● **WORK TO DO**: List each line holding the string "components".

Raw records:
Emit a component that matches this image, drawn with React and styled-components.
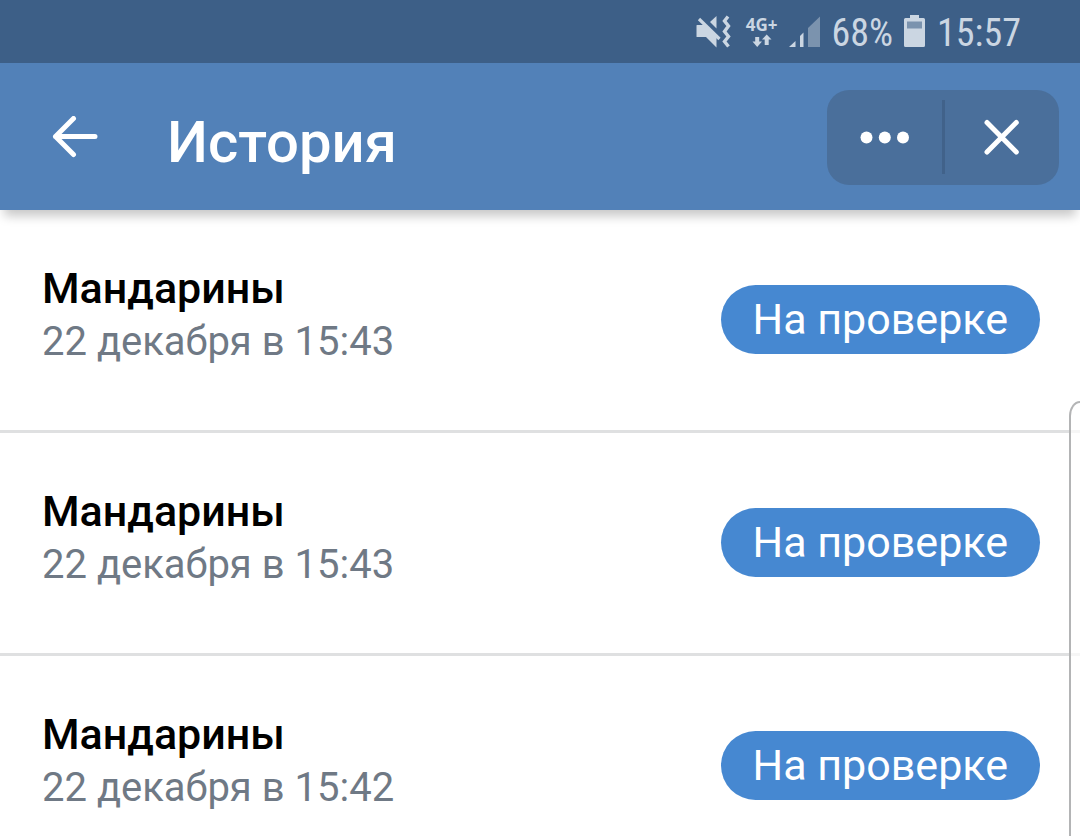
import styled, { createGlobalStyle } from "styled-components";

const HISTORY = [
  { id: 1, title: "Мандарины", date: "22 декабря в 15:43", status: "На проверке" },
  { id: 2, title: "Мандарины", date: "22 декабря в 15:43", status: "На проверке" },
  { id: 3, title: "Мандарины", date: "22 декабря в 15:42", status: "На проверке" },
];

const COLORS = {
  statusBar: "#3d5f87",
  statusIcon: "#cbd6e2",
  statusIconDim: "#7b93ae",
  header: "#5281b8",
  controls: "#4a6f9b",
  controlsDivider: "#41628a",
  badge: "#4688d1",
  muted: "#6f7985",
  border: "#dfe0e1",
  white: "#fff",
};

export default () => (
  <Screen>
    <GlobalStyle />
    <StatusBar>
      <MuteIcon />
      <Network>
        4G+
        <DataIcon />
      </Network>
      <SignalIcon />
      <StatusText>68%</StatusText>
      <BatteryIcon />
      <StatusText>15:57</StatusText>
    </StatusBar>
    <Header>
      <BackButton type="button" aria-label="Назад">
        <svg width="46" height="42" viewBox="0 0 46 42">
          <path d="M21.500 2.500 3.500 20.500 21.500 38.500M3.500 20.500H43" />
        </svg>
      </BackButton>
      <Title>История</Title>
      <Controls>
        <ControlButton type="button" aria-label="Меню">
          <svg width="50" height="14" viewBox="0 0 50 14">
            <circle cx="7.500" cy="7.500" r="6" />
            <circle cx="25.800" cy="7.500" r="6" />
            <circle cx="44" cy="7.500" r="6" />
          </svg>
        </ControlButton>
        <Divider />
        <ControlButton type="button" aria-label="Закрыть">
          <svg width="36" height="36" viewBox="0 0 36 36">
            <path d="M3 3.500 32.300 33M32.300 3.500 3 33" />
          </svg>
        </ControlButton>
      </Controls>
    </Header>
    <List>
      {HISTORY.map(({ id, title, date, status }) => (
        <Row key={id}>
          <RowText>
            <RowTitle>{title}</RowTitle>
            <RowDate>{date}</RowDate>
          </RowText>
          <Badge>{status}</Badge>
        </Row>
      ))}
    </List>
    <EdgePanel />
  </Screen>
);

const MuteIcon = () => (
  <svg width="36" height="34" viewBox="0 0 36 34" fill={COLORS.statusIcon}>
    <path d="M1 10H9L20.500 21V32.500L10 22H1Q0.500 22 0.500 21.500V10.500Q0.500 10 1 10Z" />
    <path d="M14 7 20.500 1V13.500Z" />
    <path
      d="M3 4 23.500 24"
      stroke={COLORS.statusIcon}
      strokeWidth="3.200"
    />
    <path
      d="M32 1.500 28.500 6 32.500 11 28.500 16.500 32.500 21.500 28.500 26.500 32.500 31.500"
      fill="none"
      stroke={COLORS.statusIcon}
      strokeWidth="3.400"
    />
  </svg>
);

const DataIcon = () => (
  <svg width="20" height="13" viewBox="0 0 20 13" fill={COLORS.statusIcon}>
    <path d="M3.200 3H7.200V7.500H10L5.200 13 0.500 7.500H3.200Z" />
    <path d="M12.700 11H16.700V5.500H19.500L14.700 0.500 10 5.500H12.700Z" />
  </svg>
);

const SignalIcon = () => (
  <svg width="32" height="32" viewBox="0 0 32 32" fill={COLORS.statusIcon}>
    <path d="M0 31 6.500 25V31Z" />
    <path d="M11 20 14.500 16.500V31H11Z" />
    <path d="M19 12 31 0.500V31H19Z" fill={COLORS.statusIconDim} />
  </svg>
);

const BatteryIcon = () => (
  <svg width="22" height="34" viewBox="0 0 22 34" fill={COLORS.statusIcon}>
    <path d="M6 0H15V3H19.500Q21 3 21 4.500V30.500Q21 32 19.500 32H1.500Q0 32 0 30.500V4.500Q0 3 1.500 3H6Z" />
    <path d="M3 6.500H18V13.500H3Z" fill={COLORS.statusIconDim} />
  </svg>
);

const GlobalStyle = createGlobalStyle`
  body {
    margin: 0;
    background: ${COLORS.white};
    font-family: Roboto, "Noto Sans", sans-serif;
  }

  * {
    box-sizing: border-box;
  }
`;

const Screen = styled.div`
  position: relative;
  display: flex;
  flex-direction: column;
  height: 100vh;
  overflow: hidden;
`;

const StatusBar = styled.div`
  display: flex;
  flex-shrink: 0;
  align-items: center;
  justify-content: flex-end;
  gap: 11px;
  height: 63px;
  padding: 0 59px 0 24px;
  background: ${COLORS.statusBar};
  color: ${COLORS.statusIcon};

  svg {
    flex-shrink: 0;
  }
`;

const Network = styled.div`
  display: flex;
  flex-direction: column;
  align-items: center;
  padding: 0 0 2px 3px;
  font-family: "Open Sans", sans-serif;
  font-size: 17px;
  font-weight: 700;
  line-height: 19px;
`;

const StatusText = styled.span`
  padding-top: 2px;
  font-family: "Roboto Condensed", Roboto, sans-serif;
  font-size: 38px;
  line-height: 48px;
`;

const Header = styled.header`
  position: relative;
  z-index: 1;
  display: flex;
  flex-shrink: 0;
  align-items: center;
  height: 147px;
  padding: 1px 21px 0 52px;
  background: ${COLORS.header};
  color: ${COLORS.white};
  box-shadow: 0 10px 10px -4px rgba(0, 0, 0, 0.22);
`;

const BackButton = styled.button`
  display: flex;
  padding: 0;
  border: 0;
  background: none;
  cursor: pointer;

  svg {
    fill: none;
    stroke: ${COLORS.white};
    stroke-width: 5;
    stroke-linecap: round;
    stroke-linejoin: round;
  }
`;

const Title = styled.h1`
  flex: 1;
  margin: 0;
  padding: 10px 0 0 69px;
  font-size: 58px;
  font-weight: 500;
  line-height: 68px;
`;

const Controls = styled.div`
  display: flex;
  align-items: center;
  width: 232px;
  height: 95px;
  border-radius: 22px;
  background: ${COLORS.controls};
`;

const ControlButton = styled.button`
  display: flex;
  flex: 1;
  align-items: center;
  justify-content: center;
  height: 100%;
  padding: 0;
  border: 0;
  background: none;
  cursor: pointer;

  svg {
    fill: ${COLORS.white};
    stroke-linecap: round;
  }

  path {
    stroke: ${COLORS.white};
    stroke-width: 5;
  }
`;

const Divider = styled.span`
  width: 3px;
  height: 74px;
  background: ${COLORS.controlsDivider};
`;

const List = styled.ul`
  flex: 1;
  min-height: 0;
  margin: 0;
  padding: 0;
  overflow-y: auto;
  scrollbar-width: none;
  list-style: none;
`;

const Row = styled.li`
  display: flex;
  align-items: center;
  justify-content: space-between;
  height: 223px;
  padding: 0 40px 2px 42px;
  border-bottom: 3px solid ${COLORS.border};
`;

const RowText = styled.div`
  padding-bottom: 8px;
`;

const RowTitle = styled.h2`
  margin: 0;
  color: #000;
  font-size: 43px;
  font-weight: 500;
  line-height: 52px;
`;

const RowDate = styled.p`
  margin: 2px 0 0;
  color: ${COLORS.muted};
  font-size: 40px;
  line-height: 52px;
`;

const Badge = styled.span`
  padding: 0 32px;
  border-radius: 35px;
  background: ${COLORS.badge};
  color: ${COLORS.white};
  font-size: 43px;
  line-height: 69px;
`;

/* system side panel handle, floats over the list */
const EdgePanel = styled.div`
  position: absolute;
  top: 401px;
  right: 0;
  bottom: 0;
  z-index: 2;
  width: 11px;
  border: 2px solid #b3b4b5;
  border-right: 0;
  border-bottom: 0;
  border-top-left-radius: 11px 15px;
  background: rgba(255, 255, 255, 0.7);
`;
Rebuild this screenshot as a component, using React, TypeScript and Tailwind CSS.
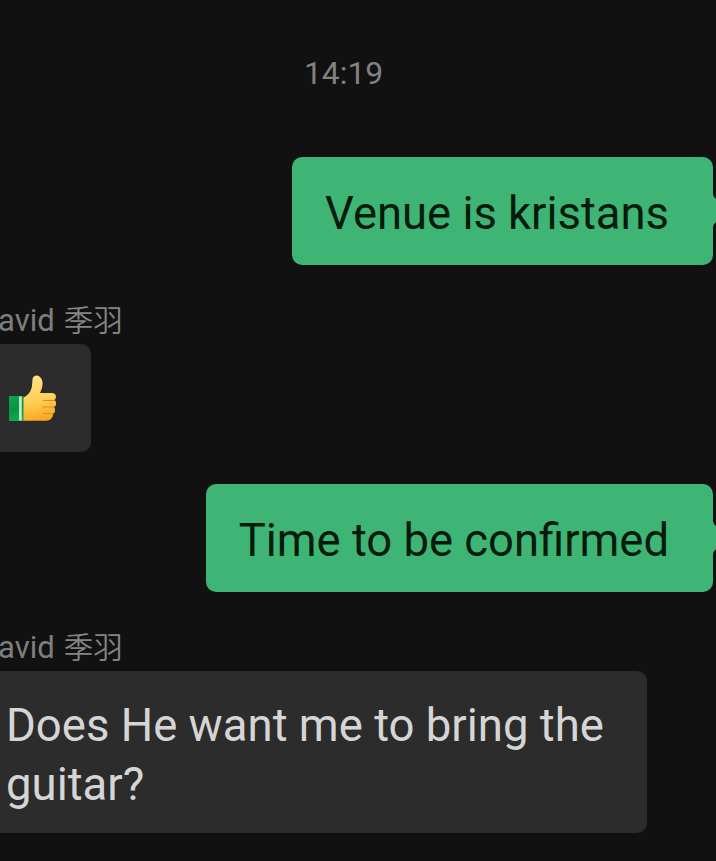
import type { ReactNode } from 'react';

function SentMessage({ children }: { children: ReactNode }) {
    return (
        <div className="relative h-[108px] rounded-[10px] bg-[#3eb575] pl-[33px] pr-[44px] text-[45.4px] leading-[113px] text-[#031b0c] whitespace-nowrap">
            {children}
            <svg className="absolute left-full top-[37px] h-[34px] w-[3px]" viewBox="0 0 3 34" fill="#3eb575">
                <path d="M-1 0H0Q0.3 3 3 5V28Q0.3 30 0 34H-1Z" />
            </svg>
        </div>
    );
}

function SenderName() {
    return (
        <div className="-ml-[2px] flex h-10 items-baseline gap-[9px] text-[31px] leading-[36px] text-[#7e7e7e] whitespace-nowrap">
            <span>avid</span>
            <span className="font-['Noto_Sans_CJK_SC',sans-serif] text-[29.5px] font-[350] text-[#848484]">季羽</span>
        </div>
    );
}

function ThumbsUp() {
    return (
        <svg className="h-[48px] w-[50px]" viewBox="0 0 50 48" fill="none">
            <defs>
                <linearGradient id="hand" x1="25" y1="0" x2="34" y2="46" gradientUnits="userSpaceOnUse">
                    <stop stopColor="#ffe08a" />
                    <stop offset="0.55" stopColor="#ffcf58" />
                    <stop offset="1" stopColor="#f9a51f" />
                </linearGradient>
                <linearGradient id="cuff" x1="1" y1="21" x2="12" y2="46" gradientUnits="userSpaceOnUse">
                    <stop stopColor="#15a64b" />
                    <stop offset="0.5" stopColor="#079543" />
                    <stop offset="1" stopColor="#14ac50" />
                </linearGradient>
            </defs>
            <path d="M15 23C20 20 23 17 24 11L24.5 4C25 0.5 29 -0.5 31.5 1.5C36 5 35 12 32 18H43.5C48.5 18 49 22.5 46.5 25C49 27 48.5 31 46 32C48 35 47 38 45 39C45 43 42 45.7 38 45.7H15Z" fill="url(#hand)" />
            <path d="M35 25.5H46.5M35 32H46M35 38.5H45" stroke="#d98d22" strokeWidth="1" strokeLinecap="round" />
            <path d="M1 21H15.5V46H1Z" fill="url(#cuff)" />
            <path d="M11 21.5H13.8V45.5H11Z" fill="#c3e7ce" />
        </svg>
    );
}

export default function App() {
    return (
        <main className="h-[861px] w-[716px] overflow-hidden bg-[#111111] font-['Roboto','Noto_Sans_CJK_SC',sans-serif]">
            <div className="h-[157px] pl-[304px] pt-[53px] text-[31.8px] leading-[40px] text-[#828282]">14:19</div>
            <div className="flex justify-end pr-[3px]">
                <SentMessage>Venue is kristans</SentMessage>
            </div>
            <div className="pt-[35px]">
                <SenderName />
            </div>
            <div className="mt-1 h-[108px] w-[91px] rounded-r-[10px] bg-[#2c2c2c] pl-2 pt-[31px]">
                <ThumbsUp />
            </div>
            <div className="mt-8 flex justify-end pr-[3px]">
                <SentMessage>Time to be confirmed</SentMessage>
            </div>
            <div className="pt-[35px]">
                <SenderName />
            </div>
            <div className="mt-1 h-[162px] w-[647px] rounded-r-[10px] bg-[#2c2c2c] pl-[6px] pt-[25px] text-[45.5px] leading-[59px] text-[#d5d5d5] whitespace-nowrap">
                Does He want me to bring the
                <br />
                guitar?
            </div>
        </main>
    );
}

● **ANSWER**:
Emit a component that matches this image, drawn with React and styled-components.
import styled, { createGlobalStyle } from "styled-components";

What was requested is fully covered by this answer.